_SUPPLIED INFORMATION_
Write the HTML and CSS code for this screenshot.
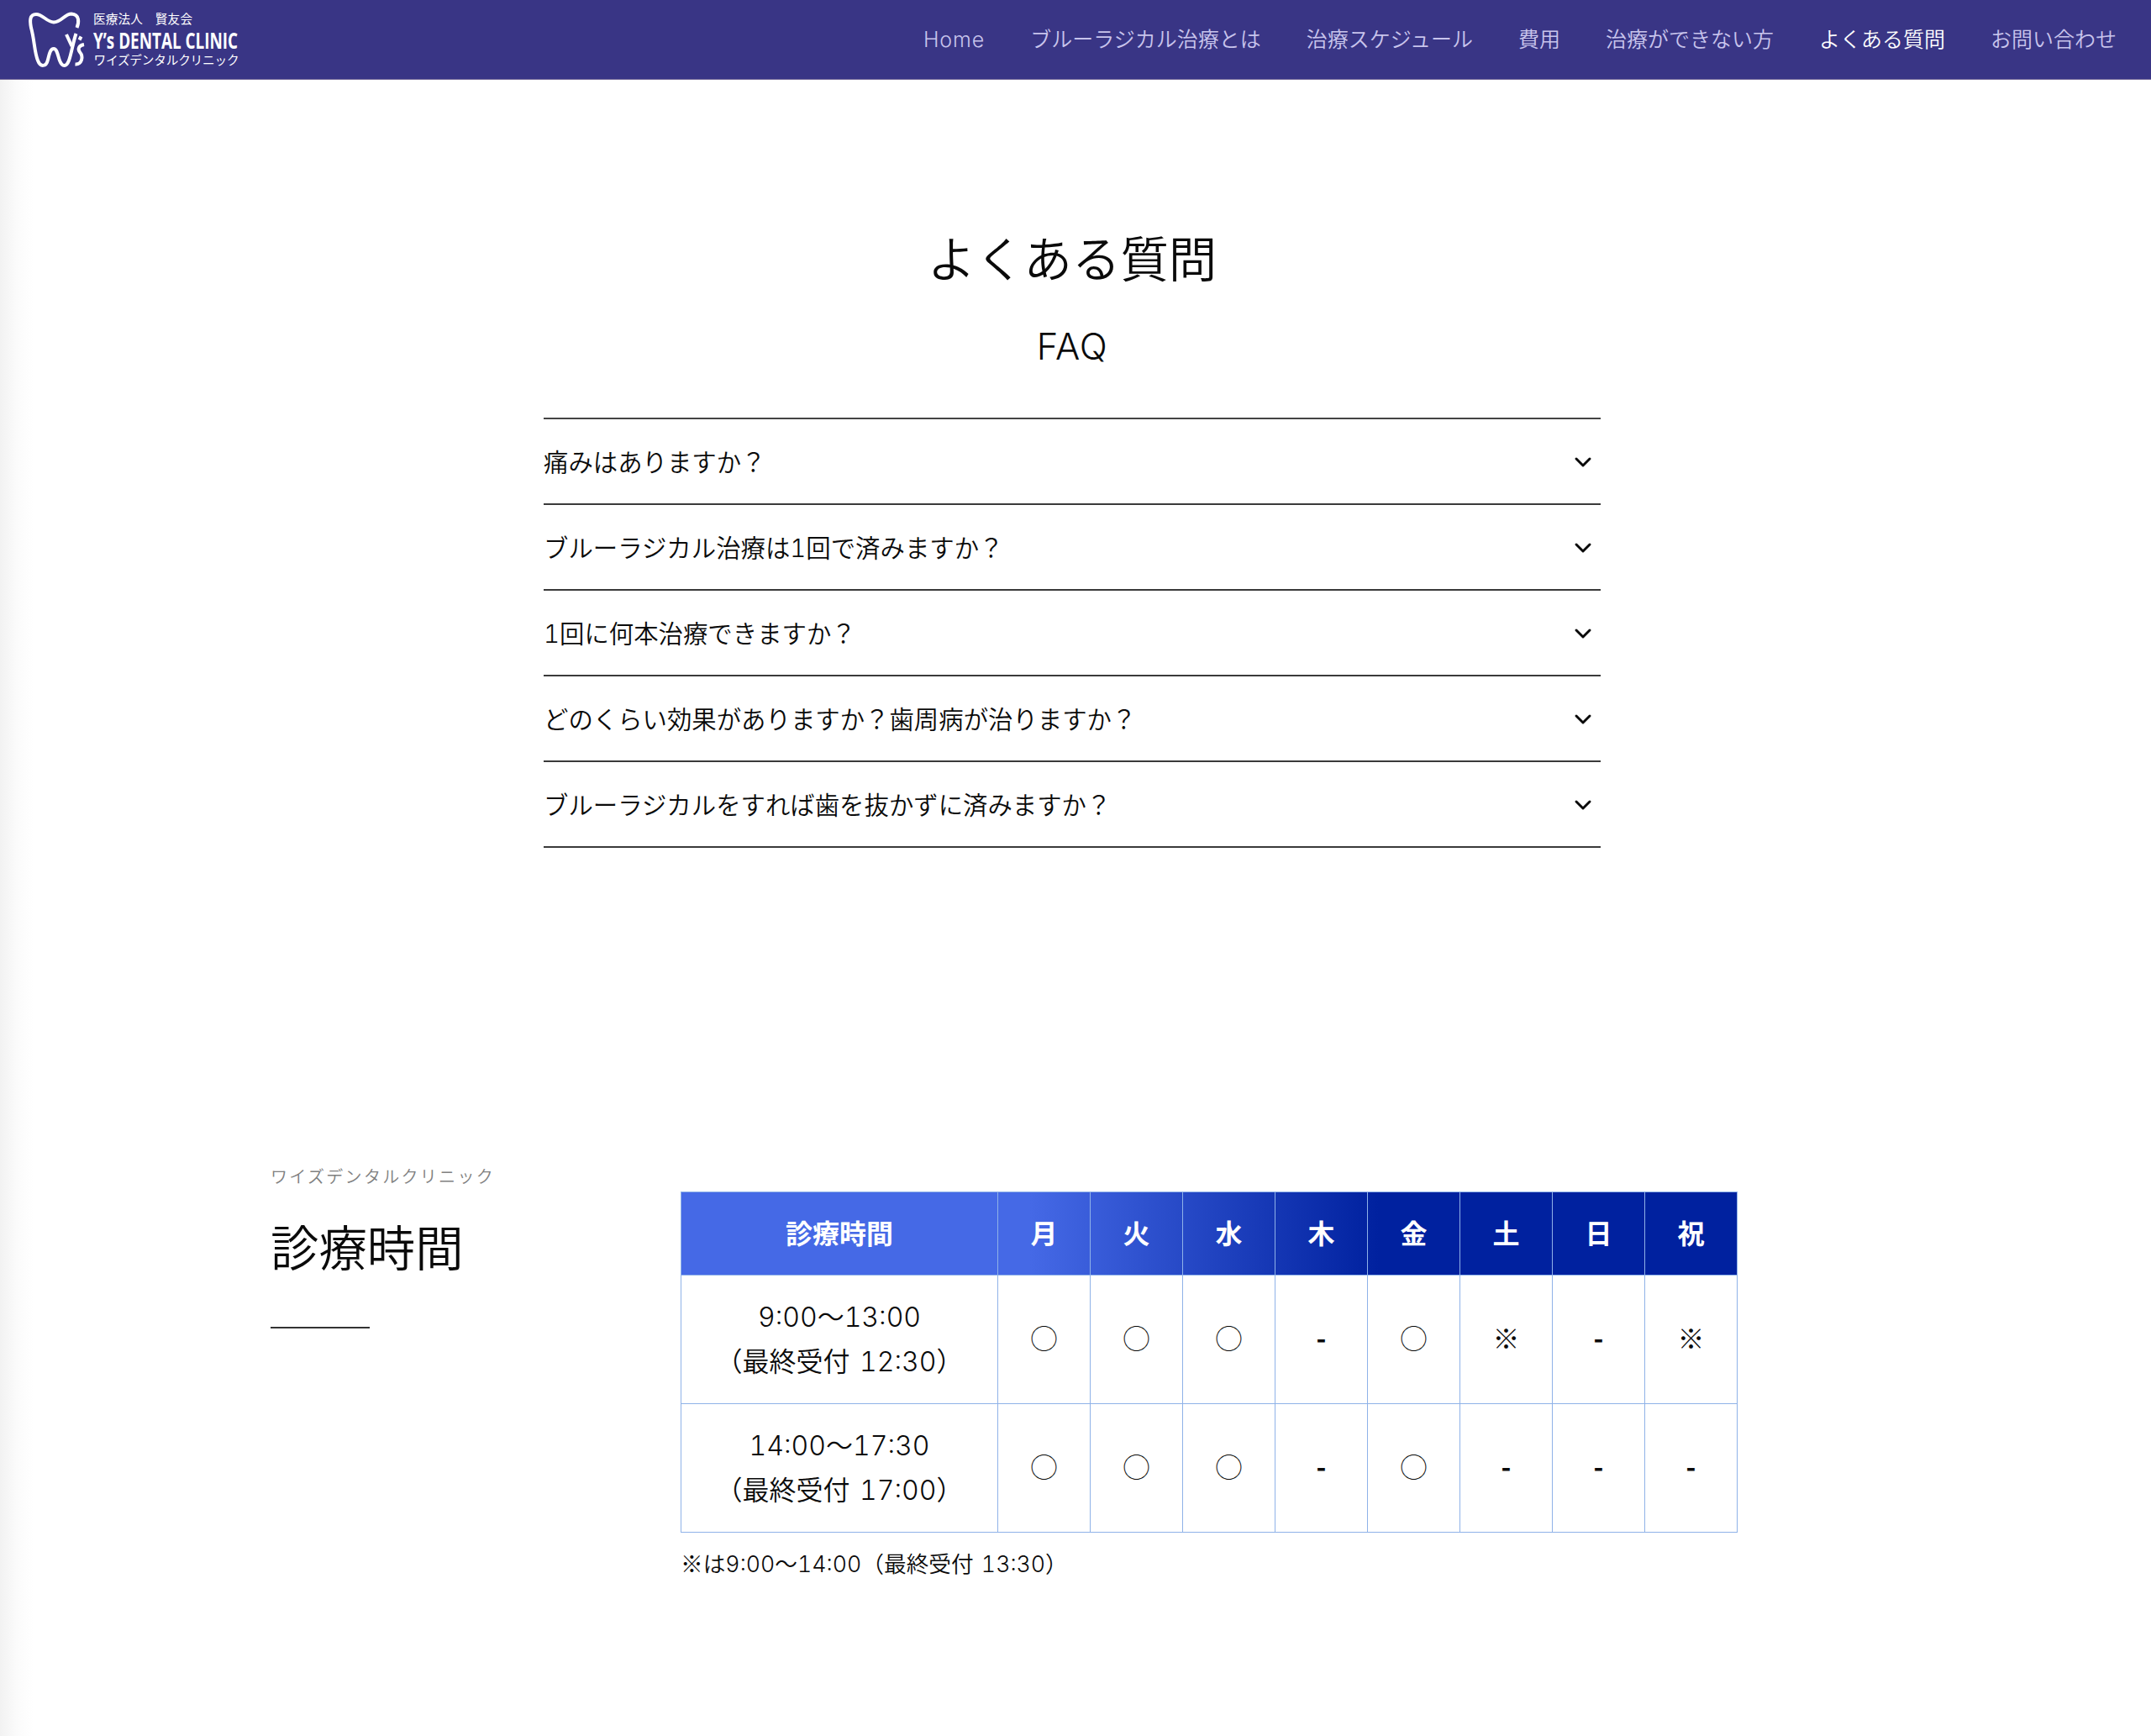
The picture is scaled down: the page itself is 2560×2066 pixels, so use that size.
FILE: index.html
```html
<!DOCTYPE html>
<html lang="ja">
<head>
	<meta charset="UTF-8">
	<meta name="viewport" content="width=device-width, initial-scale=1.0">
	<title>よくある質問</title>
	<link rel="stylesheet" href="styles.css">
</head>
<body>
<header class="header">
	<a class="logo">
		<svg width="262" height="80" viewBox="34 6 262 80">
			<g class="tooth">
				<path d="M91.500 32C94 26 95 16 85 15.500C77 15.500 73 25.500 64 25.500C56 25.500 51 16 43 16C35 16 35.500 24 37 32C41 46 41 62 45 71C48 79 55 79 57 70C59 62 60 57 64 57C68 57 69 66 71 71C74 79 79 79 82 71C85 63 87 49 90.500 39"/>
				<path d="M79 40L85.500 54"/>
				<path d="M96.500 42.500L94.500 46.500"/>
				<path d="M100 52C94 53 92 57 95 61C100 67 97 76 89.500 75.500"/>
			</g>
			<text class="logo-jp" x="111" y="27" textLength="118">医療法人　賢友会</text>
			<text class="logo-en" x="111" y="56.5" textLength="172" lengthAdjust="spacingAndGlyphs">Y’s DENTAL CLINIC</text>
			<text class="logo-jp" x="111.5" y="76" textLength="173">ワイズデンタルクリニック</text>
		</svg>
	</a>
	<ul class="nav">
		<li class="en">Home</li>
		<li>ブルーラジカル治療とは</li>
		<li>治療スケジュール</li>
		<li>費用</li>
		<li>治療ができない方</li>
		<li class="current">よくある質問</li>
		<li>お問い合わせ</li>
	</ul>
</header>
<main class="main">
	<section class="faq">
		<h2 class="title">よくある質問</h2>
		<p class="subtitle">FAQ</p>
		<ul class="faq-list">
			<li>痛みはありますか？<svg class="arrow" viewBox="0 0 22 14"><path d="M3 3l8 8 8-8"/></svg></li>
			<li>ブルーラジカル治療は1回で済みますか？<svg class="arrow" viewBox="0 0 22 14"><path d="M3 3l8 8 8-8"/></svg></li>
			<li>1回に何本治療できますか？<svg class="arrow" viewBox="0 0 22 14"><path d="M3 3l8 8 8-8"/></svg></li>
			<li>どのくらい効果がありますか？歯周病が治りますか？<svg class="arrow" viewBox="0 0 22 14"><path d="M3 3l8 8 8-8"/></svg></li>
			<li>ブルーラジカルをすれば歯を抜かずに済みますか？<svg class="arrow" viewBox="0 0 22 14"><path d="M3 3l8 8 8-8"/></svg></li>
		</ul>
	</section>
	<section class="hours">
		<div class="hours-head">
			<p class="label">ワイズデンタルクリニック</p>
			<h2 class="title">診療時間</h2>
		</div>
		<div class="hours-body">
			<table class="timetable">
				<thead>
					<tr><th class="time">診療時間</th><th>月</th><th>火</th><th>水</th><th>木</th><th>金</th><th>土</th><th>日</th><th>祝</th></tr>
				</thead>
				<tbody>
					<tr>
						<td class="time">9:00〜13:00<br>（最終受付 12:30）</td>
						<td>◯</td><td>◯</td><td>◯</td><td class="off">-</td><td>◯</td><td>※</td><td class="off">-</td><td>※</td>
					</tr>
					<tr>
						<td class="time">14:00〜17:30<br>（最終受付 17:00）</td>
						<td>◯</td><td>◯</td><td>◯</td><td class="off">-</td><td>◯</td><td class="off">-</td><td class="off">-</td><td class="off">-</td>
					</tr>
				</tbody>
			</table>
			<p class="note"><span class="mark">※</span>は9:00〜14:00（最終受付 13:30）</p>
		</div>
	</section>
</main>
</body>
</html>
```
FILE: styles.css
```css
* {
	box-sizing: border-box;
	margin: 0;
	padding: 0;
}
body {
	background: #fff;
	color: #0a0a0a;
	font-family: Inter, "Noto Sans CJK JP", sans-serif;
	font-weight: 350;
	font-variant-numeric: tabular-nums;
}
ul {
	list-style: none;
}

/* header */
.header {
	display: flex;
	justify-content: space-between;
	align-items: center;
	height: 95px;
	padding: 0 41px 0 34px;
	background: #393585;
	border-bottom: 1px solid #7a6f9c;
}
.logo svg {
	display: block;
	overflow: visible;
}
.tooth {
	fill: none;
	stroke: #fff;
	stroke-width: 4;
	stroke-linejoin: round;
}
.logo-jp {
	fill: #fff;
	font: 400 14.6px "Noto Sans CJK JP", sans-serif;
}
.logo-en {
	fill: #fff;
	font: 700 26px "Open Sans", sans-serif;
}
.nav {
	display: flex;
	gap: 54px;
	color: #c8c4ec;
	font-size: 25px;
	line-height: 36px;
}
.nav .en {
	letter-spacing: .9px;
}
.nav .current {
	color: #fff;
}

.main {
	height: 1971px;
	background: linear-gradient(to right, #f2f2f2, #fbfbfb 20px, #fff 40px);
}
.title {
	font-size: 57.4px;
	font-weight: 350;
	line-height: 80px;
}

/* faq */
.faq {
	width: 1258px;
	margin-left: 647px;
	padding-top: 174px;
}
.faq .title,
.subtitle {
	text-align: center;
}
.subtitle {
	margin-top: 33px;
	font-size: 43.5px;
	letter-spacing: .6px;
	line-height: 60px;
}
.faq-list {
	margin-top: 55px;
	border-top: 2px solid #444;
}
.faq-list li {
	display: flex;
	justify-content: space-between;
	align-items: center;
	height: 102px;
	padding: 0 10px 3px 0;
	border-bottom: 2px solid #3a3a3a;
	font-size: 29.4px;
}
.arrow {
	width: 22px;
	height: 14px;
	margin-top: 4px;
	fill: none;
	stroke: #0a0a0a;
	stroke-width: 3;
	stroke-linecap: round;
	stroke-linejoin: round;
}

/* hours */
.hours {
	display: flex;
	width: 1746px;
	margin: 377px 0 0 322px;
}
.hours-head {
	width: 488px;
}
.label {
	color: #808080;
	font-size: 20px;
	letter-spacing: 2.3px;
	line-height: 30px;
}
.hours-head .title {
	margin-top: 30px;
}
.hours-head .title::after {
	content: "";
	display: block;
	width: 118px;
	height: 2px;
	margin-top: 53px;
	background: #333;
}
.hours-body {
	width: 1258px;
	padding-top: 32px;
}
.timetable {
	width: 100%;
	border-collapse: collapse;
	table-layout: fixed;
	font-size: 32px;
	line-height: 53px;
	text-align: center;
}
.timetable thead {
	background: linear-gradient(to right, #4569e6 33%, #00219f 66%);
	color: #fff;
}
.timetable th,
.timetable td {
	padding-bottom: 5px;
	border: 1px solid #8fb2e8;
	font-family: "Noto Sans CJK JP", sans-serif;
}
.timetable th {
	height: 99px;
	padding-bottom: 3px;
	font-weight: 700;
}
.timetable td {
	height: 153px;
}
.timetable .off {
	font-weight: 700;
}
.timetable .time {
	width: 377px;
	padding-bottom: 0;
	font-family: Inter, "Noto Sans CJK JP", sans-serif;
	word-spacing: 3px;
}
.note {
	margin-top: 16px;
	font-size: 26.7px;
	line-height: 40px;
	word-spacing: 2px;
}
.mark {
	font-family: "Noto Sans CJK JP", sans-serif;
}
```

_GIVEN TASK_
Repeat the material above word for word and skip every image in it.

_RESULT_
Write the HTML and CSS code for this screenshot.
The picture is scaled down: the page itself is 2560×2066 pixels, so use that size.
FILE: index.html
```html
<!DOCTYPE html>
<html lang="ja">
<head>
	<meta charset="UTF-8">
	<meta name="viewport" content="width=device-width, initial-scale=1.0">
	<title>よくある質問</title>
	<link rel="stylesheet" href="styles.css">
</head>
<body>
<header class="header">
	<a class="logo">
		<svg width="262" height="80" viewBox="34 6 262 80">
			<g class="tooth">
				<path d="M91.500 32C94 26 95 16 85 15.500C77 15.500 73 25.500 64 25.500C56 25.500 51 16 43 16C35 16 35.500 24 37 32C41 46 41 62 45 71C48 79 55 79 57 70C59 62 60 57 64 57C68 57 69 66 71 71C74 79 79 79 82 71C85 63 87 49 90.500 39"/>
				<path d="M79 40L85.500 54"/>
				<path d="M96.500 42.500L94.500 46.500"/>
				<path d="M100 52C94 53 92 57 95 61C100 67 97 76 89.500 75.500"/>
			</g>
			<text class="logo-jp" x="111" y="27" textLength="118">医療法人　賢友会</text>
			<text class="logo-en" x="111" y="56.5" textLength="172" lengthAdjust="spacingAndGlyphs">Y’s DENTAL CLINIC</text>
			<text class="logo-jp" x="111.5" y="76" textLength="173">ワイズデンタルクリニック</text>
		</svg>
	</a>
	<ul class="nav">
		<li class="en">Home</li>
		<li>ブルーラジカル治療とは</li>
		<li>治療スケジュール</li>
		<li>費用</li>
		<li>治療ができない方</li>
		<li class="current">よくある質問</li>
		<li>お問い合わせ</li>
	</ul>
</header>
<main class="main">
	<section class="faq">
		<h2 class="title">よくある質問</h2>
		<p class="subtitle">FAQ</p>
		<ul class="faq-list">
			<li>痛みはありますか？<svg class="arrow" viewBox="0 0 22 14"><path d="M3 3l8 8 8-8"/></svg></li>
			<li>ブルーラジカル治療は1回で済みますか？<svg class="arrow" viewBox="0 0 22 14"><path d="M3 3l8 8 8-8"/></svg></li>
			<li>1回に何本治療できますか？<svg class="arrow" viewBox="0 0 22 14"><path d="M3 3l8 8 8-8"/></svg></li>
			<li>どのくらい効果がありますか？歯周病が治りますか？<svg class="arrow" viewBox="0 0 22 14"><path d="M3 3l8 8 8-8"/></svg></li>
			<li>ブルーラジカルをすれば歯を抜かずに済みますか？<svg class="arrow" viewBox="0 0 22 14"><path d="M3 3l8 8 8-8"/></svg></li>
		</ul>
	</section>
	<section class="hours">
		<div class="hours-head">
			<p class="label">ワイズデンタルクリニック</p>
			<h2 class="title">診療時間</h2>
		</div>
		<div class="hours-body">
			<table class="timetable">
				<thead>
					<tr><th class="time">診療時間</th><th>月</th><th>火</th><th>水</th><th>木</th><th>金</th><th>土</th><th>日</th><th>祝</th></tr>
				</thead>
				<tbody>
					<tr>
						<td class="time">9:00〜13:00<br>（最終受付 12:30）</td>
						<td>◯</td><td>◯</td><td>◯</td><td class="off">-</td><td>◯</td><td>※</td><td class="off">-</td><td>※</td>
					</tr>
					<tr>
						<td class="time">14:00〜17:30<br>（最終受付 17:00）</td>
						<td>◯</td><td>◯</td><td>◯</td><td class="off">-</td><td>◯</td><td class="off">-</td><td class="off">-</td><td class="off">-</td>
					</tr>
				</tbody>
			</table>
			<p class="note"><span class="mark">※</span>は9:00〜14:00（最終受付 13:30）</p>
		</div>
	</section>
</main>
</body>
</html>
```
FILE: styles.css
```css
* {
	box-sizing: border-box;
	margin: 0;
	padding: 0;
}
body {
	background: #fff;
	color: #0a0a0a;
	font-family: Inter, "Noto Sans CJK JP", sans-serif;
	font-weight: 350;
	font-variant-numeric: tabular-nums;
}
ul {
	list-style: none;
}

/* header */
.header {
	display: flex;
	justify-content: space-between;
	align-items: center;
	height: 95px;
	padding: 0 41px 0 34px;
	background: #393585;
	border-bottom: 1px solid #7a6f9c;
}
.logo svg {
	display: block;
	overflow: visible;
}
.tooth {
	fill: none;
	stroke: #fff;
	stroke-width: 4;
	stroke-linejoin: round;
}
.logo-jp {
	fill: #fff;
	font: 400 14.6px "Noto Sans CJK JP", sans-serif;
}
.logo-en {
	fill: #fff;
	font: 700 26px "Open Sans", sans-serif;
}
.nav {
	display: flex;
	gap: 54px;
	color: #c8c4ec;
	font-size: 25px;
	line-height: 36px;
}
.nav .en {
	letter-spacing: .9px;
}
.nav .current {
	color: #fff;
}

.main {
	height: 1971px;
	background: linear-gradient(to right, #f2f2f2, #fbfbfb 20px, #fff 40px);
}
.title {
	font-size: 57.4px;
	font-weight: 350;
	line-height: 80px;
}

/* faq */
.faq {
	width: 1258px;
	margin-left: 647px;
	padding-top: 174px;
}
.faq .title,
.subtitle {
	text-align: center;
}
.subtitle {
	margin-top: 33px;
	font-size: 43.5px;
	letter-spacing: .6px;
	line-height: 60px;
}
.faq-list {
	margin-top: 55px;
	border-top: 2px solid #444;
}
.faq-list li {
	display: flex;
	justify-content: space-between;
	align-items: center;
	height: 102px;
	padding: 0 10px 3px 0;
	border-bottom: 2px solid #3a3a3a;
	font-size: 29.4px;
}
.arrow {
	width: 22px;
	height: 14px;
	margin-top: 4px;
	fill: none;
	stroke: #0a0a0a;
	stroke-width: 3;
	stroke-linecap: round;
	stroke-linejoin: round;
}

/* hours */
.hours {
	display: flex;
	width: 1746px;
	margin: 377px 0 0 322px;
}
.hours-head {
	width: 488px;
}
.label {
	color: #808080;
	font-size: 20px;
	letter-spacing: 2.3px;
	line-height: 30px;
}
.hours-head .title {
	margin-top: 30px;
}
.hours-head .title::after {
	content: "";
	display: block;
	width: 118px;
	height: 2px;
	margin-top: 53px;
	background: #333;
}
.hours-body {
	width: 1258px;
	padding-top: 32px;
}
.timetable {
	width: 100%;
	border-collapse: collapse;
	table-layout: fixed;
	font-size: 32px;
	line-height: 53px;
	text-align: center;
}
.timetable thead {
	background: linear-gradient(to right, #4569e6 33%, #00219f 66%);
	color: #fff;
}
.timetable th,
.timetable td {
	padding-bottom: 5px;
	border: 1px solid #8fb2e8;
	font-family: "Noto Sans CJK JP", sans-serif;
}
.timetable th {
	height: 99px;
	padding-bottom: 3px;
	font-weight: 700;
}
.timetable td {
	height: 153px;
}
.timetable .off {
	font-weight: 700;
}
.timetable .time {
	width: 377px;
	padding-bottom: 0;
	font-family: Inter, "Noto Sans CJK JP", sans-serif;
	word-spacing: 3px;
}
.note {
	margin-top: 16px;
	font-size: 26.7px;
	line-height: 40px;
	word-spacing: 2px;
}
.mark {
	font-family: "Noto Sans CJK JP", sans-serif;
}
```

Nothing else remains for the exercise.